## begin

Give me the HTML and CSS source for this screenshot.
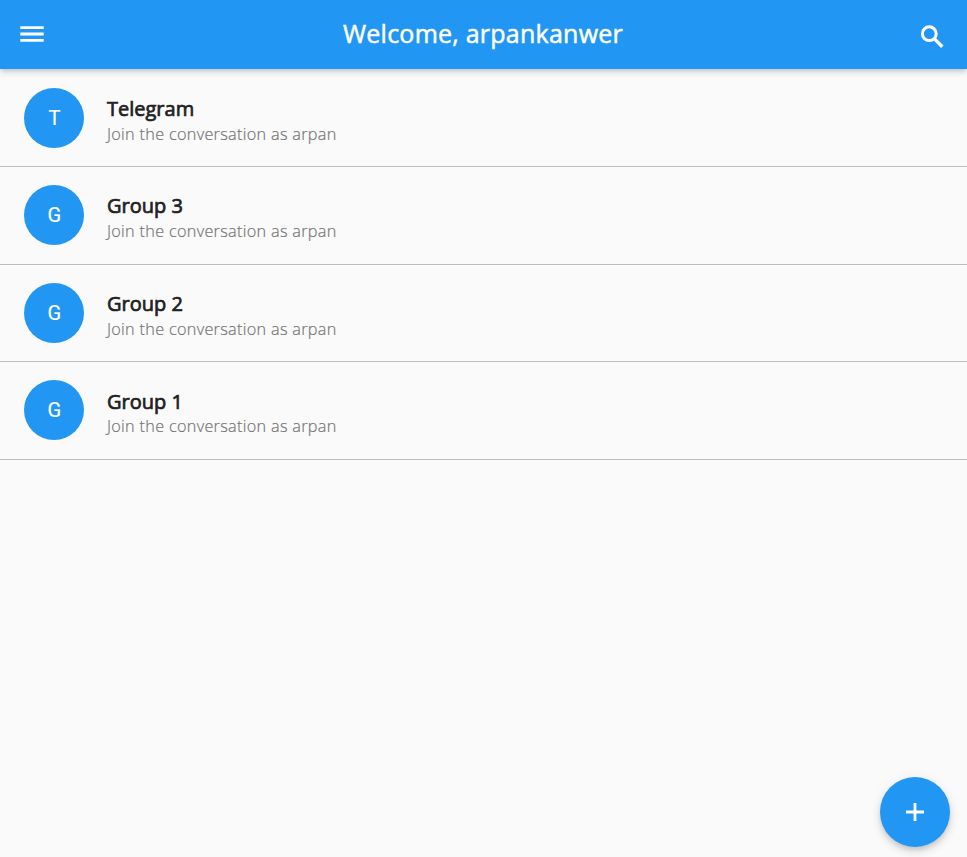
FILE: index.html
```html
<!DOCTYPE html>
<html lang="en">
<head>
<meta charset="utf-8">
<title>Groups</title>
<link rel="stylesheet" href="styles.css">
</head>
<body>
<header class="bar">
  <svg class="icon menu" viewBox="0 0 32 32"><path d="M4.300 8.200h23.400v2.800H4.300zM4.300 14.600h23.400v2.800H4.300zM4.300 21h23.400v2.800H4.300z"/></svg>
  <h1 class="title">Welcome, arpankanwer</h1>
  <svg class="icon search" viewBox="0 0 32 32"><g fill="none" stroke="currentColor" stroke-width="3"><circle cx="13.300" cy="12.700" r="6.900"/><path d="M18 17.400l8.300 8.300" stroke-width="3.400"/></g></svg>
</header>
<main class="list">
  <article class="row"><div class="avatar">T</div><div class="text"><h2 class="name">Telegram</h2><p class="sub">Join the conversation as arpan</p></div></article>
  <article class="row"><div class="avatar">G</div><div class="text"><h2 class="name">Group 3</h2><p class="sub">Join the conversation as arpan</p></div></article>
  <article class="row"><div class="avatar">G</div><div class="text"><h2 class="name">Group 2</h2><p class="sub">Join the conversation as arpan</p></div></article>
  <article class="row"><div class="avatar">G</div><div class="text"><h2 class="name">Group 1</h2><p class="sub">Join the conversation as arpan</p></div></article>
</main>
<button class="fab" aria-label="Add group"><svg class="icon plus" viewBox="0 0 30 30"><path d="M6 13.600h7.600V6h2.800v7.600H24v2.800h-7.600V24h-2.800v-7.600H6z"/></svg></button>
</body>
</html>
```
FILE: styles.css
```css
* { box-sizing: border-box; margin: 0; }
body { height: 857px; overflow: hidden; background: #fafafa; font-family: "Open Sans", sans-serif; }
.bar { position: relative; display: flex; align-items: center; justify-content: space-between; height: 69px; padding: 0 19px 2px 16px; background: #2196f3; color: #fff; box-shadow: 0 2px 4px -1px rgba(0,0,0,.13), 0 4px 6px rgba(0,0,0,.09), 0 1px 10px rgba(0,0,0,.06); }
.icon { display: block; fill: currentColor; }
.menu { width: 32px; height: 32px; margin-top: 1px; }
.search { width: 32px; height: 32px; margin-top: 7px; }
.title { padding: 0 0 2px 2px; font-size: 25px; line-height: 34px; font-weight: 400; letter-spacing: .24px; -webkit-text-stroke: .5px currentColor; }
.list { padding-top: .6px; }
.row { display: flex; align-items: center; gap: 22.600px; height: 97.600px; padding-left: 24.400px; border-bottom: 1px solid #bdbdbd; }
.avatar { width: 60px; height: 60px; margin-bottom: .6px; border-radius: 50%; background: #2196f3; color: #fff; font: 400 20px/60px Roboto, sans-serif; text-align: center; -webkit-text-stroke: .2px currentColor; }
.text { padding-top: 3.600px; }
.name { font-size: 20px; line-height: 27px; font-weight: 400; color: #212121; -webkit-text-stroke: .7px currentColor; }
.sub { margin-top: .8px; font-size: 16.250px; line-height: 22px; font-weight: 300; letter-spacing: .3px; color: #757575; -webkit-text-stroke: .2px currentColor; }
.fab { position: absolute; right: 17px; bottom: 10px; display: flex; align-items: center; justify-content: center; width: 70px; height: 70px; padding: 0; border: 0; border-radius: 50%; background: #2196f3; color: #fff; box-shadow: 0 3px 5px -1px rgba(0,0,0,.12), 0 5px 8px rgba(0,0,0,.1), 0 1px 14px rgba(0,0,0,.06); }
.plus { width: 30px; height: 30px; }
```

## end

▸ **Direction**: Give back every line exactly as it stands, pictures excluded.

▸ **Exercise output**:
Give me the HTML and CSS source for this screenshot.
FILE: index.html
```html
<!DOCTYPE html>
<html lang="en">
<head>
<meta charset="utf-8">
<title>Groups</title>
<link rel="stylesheet" href="styles.css">
</head>
<body>
<header class="bar">
  <svg class="icon menu" viewBox="0 0 32 32"><path d="M4.300 8.200h23.400v2.800H4.300zM4.300 14.600h23.400v2.800H4.300zM4.300 21h23.400v2.800H4.300z"/></svg>
  <h1 class="title">Welcome, arpankanwer</h1>
  <svg class="icon search" viewBox="0 0 32 32"><g fill="none" stroke="currentColor" stroke-width="3"><circle cx="13.300" cy="12.700" r="6.900"/><path d="M18 17.400l8.300 8.300" stroke-width="3.400"/></g></svg>
</header>
<main class="list">
  <article class="row"><div class="avatar">T</div><div class="text"><h2 class="name">Telegram</h2><p class="sub">Join the conversation as arpan</p></div></article>
  <article class="row"><div class="avatar">G</div><div class="text"><h2 class="name">Group 3</h2><p class="sub">Join the conversation as arpan</p></div></article>
  <article class="row"><div class="avatar">G</div><div class="text"><h2 class="name">Group 2</h2><p class="sub">Join the conversation as arpan</p></div></article>
  <article class="row"><div class="avatar">G</div><div class="text"><h2 class="name">Group 1</h2><p class="sub">Join the conversation as arpan</p></div></article>
</main>
<button class="fab" aria-label="Add group"><svg class="icon plus" viewBox="0 0 30 30"><path d="M6 13.600h7.600V6h2.800v7.600H24v2.800h-7.600V24h-2.800v-7.600H6z"/></svg></button>
</body>
</html>
```
FILE: styles.css
```css
* { box-sizing: border-box; margin: 0; }
body { height: 857px; overflow: hidden; background: #fafafa; font-family: "Open Sans", sans-serif; }
.bar { position: relative; display: flex; align-items: center; justify-content: space-between; height: 69px; padding: 0 19px 2px 16px; background: #2196f3; color: #fff; box-shadow: 0 2px 4px -1px rgba(0,0,0,.13), 0 4px 6px rgba(0,0,0,.09), 0 1px 10px rgba(0,0,0,.06); }
.icon { display: block; fill: currentColor; }
.menu { width: 32px; height: 32px; margin-top: 1px; }
.search { width: 32px; height: 32px; margin-top: 7px; }
.title { padding: 0 0 2px 2px; font-size: 25px; line-height: 34px; font-weight: 400; letter-spacing: .24px; -webkit-text-stroke: .5px currentColor; }
.list { padding-top: .6px; }
.row { display: flex; align-items: center; gap: 22.600px; height: 97.600px; padding-left: 24.400px; border-bottom: 1px solid #bdbdbd; }
.avatar { width: 60px; height: 60px; margin-bottom: .6px; border-radius: 50%; background: #2196f3; color: #fff; font: 400 20px/60px Roboto, sans-serif; text-align: center; -webkit-text-stroke: .2px currentColor; }
.text { padding-top: 3.600px; }
.name { font-size: 20px; line-height: 27px; font-weight: 400; color: #212121; -webkit-text-stroke: .7px currentColor; }
.sub { margin-top: .8px; font-size: 16.250px; line-height: 22px; font-weight: 300; letter-spacing: .3px; color: #757575; -webkit-text-stroke: .2px currentColor; }
.fab { position: absolute; right: 17px; bottom: 10px; display: flex; align-items: center; justify-content: center; width: 70px; height: 70px; padding: 0; border: 0; border-radius: 50%; background: #2196f3; color: #fff; box-shadow: 0 3px 5px -1px rgba(0,0,0,.12), 0 5px 8px rgba(0,0,0,.1), 0 1px 14px rgba(0,0,0,.06); }
.plus { width: 30px; height: 30px; }
```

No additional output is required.